### TASK DETAILS
Report how many lines below contain the word "styles", and give only that number.

### DATA TO PROCESS

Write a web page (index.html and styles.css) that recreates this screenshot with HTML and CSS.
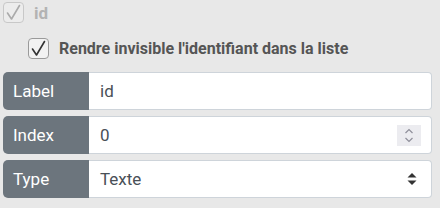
FILE: index.html
```html
<!DOCTYPE html>
<html lang="fr">
<head>
    <meta charset="UTF-8">
    <title>Champ id</title>
    <link rel="stylesheet" href="styles.css">
</head>
<body>
    <div class="field-panel">
        <label class="check disabled">
            <span class="box">
                <svg width="21" height="21" viewBox="0 0 21 21"><path d="M4.5 11 L8.5 17 L16.5 3.5" fill="none" stroke="currentColor" stroke-width="1.6" stroke-linecap="round" stroke-linejoin="round"/></svg>
            </span>
            <span class="check-text">id</span>
        </label>

        <label class="check sub">
            <span class="box">
                <svg width="21" height="21" viewBox="0 0 21 21"><path d="M4.5 11 L8.5 17 L16.5 3.5" fill="none" stroke="currentColor" stroke-width="1.6" stroke-linecap="round" stroke-linejoin="round"/></svg>
            </span>
            <span class="check-text">Rendre invisible l'identifiant dans la liste</span>
        </label>

        <div class="input-group">
            <span class="group-label">Label</span>
            <div class="group-input">id</div>
        </div>

        <div class="input-group">
            <span class="group-label">Index</span>
            <div class="group-input">
                <span>0</span>
                <span class="spinner">
                    <svg width="24" height="21" viewBox="0 0 24 21"><path d="M8.5 8 L12 4.5 L15.5 8" fill="none" stroke="#8f8f9a" stroke-width="1.2"/><path d="M8.5 13 L12 16.5 L15.5 13" fill="none" stroke="#8f8f9a" stroke-width="1.2"/></svg>
                </span>
            </div>
        </div>

        <div class="input-group">
            <span class="group-label">Type</span>
            <div class="group-input">
                <span>Texte</span>
                <svg class="select-arrow" width="12" height="14" viewBox="0 0 12 14"><path d="M1.5 5.5 L6 1 L10.5 5.5 Z" fill="#333"/><path d="M1.5 8.5 L6 13 L10.5 8.5 Z" fill="#333"/></svg>
            </div>
        </div>
    </div>
</body>
</html>
```

FILE: styles.css
```css
body {
    margin: 0;
    background-color: #e8e8e8;
    font-family: Roboto, "Liberation Sans", sans-serif;
}

.field-panel {
    padding: 2px 8px 0 3px;
}

.check {
    display: flex;
    align-items: center;
    gap: 10px;
    height: 21px;
}

.check .box {
    width: 19px;
    height: 19px;
    border: 1px solid #9a9a9a;
    border-radius: 4px;
    background-color: #f2f2f2;
    color: #333;
    position: relative;
}

.check .box svg {
    position: absolute;
    left: -1px;
    top: -1px;
}

.check-text {
    font-weight: bold;
    font-size: 16px;
    color: #555;
}

.check.disabled .box {
    border-color: #c8c8c8;
    background-color: #ececec;
    color: #aaa;
}

.check.disabled .check-text {
    color: #b3b3b3;
    font-size: 17px;
}

.check.sub {
    margin: 15px 0 13px 25px;
}

.input-group {
    display: flex;
    height: 38px;
    margin-bottom: 6px;
}

.group-label {
    width: 76px;
    padding-left: 10px;
    display: flex;
    align-items: center;
    background-color: #6c757d;
    color: #fff;
    font-size: 17px;
    border-radius: 5px 0 0 5px;
}

.group-input {
    flex: 1;
    display: flex;
    align-items: center;
    justify-content: space-between;
    padding: 0 10px 0 11px;
    background-color: #fff;
    border: 1px solid #ced4da;
    border-left: none;
    border-radius: 0 4px 4px 0;
    font-size: 17px;
    color: #495057;
}

.spinner {
    display: flex;
    width: 24px;
    height: 21px;
    background-color: #ececf0;
}

.select-arrow {
    margin-right: 3px;
}
```
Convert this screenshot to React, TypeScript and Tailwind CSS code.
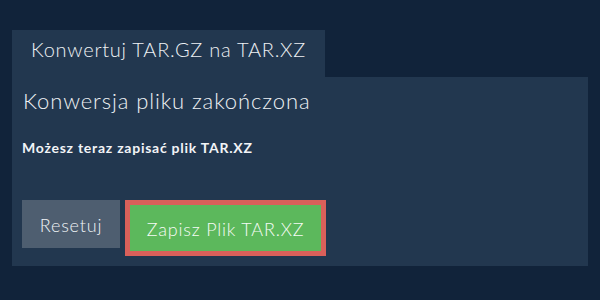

### SOLUTION TO THIS TASK
3